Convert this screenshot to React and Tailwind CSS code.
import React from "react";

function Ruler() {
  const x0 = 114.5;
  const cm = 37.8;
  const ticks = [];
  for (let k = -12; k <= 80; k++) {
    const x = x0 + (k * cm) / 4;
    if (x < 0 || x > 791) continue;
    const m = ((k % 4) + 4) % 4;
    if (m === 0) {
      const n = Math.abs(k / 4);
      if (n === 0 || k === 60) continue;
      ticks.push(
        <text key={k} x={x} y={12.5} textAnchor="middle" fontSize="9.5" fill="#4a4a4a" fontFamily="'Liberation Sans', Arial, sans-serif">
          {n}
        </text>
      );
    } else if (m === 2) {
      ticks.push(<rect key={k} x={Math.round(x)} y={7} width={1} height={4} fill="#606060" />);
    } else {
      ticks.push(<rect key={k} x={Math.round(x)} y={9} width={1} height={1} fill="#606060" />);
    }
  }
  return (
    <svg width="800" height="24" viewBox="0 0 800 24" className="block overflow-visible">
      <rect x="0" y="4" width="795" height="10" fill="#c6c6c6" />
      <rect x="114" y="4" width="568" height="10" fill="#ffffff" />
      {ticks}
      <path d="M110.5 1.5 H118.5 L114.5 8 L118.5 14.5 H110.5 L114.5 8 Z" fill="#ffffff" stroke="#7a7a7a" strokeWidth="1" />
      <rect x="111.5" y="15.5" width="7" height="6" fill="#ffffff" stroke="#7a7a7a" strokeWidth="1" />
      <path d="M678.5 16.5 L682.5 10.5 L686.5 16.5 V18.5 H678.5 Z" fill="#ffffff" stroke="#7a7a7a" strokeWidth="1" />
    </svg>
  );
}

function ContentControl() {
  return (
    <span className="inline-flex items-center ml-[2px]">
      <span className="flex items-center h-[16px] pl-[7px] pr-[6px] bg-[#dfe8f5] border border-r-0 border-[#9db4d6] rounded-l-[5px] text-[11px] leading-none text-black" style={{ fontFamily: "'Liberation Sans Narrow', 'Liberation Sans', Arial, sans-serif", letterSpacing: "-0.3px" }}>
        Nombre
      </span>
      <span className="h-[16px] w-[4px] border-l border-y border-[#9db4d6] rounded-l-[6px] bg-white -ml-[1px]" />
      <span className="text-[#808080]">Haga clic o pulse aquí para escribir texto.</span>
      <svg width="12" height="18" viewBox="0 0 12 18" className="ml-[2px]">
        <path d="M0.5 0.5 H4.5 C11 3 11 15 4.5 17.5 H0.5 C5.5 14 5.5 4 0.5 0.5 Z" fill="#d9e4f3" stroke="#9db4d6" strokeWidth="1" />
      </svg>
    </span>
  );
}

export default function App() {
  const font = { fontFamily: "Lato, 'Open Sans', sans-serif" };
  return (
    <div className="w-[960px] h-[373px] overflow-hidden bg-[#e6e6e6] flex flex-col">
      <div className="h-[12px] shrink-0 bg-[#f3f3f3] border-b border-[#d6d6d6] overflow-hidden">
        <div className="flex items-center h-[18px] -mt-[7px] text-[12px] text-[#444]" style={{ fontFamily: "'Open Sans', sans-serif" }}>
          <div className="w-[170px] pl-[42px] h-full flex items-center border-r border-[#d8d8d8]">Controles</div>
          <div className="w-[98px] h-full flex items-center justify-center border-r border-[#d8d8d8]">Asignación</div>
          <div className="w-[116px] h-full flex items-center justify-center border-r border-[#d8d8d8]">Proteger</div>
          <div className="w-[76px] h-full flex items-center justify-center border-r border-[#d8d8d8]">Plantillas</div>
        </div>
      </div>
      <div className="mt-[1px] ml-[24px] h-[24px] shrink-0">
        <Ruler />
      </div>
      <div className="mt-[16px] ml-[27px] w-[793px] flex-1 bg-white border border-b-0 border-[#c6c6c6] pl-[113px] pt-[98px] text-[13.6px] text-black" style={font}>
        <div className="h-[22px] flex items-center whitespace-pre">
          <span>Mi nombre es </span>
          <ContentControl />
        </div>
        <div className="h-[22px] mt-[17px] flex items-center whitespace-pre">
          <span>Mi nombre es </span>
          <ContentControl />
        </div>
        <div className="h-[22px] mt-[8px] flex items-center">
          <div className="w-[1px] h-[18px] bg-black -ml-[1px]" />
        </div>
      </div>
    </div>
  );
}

· · · · · · ·

Write out the whole listing again. Match it word for word.

Convert this screenshot to React and Tailwind CSS code.
import React from "react";

function Ruler() {
  const x0 = 114.5;
  const cm = 37.8;
  const ticks = [];
  for (let k = -12; k <= 80; k++) {
    const x = x0 + (k * cm) / 4;
    if (x < 0 || x > 791) continue;
    const m = ((k % 4) + 4) % 4;
    if (m === 0) {
      const n = Math.abs(k / 4);
      if (n === 0 || k === 60) continue;
      ticks.push(
        <text key={k} x={x} y={12.5} textAnchor="middle" fontSize="9.5" fill="#4a4a4a" fontFamily="'Liberation Sans', Arial, sans-serif">
          {n}
        </text>
      );
    } else if (m === 2) {
      ticks.push(<rect key={k} x={Math.round(x)} y={7} width={1} height={4} fill="#606060" />);
    } else {
      ticks.push(<rect key={k} x={Math.round(x)} y={9} width={1} height={1} fill="#606060" />);
    }
  }
  return (
    <svg width="800" height="24" viewBox="0 0 800 24" className="block overflow-visible">
      <rect x="0" y="4" width="795" height="10" fill="#c6c6c6" />
      <rect x="114" y="4" width="568" height="10" fill="#ffffff" />
      {ticks}
      <path d="M110.5 1.5 H118.5 L114.5 8 L118.5 14.5 H110.5 L114.5 8 Z" fill="#ffffff" stroke="#7a7a7a" strokeWidth="1" />
      <rect x="111.5" y="15.5" width="7" height="6" fill="#ffffff" stroke="#7a7a7a" strokeWidth="1" />
      <path d="M678.5 16.5 L682.5 10.5 L686.5 16.5 V18.5 H678.5 Z" fill="#ffffff" stroke="#7a7a7a" strokeWidth="1" />
    </svg>
  );
}

function ContentControl() {
  return (
    <span className="inline-flex items-center ml-[2px]">
      <span className="flex items-center h-[16px] pl-[7px] pr-[6px] bg-[#dfe8f5] border border-r-0 border-[#9db4d6] rounded-l-[5px] text-[11px] leading-none text-black" style={{ fontFamily: "'Liberation Sans Narrow', 'Liberation Sans', Arial, sans-serif", letterSpacing: "-0.3px" }}>
        Nombre
      </span>
      <span className="h-[16px] w-[4px] border-l border-y border-[#9db4d6] rounded-l-[6px] bg-white -ml-[1px]" />
      <span className="text-[#808080]">Haga clic o pulse aquí para escribir texto.</span>
      <svg width="12" height="18" viewBox="0 0 12 18" className="ml-[2px]">
        <path d="M0.5 0.5 H4.5 C11 3 11 15 4.5 17.5 H0.5 C5.5 14 5.5 4 0.5 0.5 Z" fill="#d9e4f3" stroke="#9db4d6" strokeWidth="1" />
      </svg>
    </span>
  );
}

export default function App() {
  const font = { fontFamily: "Lato, 'Open Sans', sans-serif" };
  return (
    <div className="w-[960px] h-[373px] overflow-hidden bg-[#e6e6e6] flex flex-col">
      <div className="h-[12px] shrink-0 bg-[#f3f3f3] border-b border-[#d6d6d6] overflow-hidden">
        <div className="flex items-center h-[18px] -mt-[7px] text-[12px] text-[#444]" style={{ fontFamily: "'Open Sans', sans-serif" }}>
          <div className="w-[170px] pl-[42px] h-full flex items-center border-r border-[#d8d8d8]">Controles</div>
          <div className="w-[98px] h-full flex items-center justify-center border-r border-[#d8d8d8]">Asignación</div>
          <div className="w-[116px] h-full flex items-center justify-center border-r border-[#d8d8d8]">Proteger</div>
          <div className="w-[76px] h-full flex items-center justify-center border-r border-[#d8d8d8]">Plantillas</div>
        </div>
      </div>
      <div className="mt-[1px] ml-[24px] h-[24px] shrink-0">
        <Ruler />
      </div>
      <div className="mt-[16px] ml-[27px] w-[793px] flex-1 bg-white border border-b-0 border-[#c6c6c6] pl-[113px] pt-[98px] text-[13.6px] text-black" style={font}>
        <div className="h-[22px] flex items-center whitespace-pre">
          <span>Mi nombre es </span>
          <ContentControl />
        </div>
        <div className="h-[22px] mt-[17px] flex items-center whitespace-pre">
          <span>Mi nombre es </span>
          <ContentControl />
        </div>
        <div className="h-[22px] mt-[8px] flex items-center">
          <div className="w-[1px] h-[18px] bg-black -ml-[1px]" />
        </div>
      </div>
    </div>
  );
}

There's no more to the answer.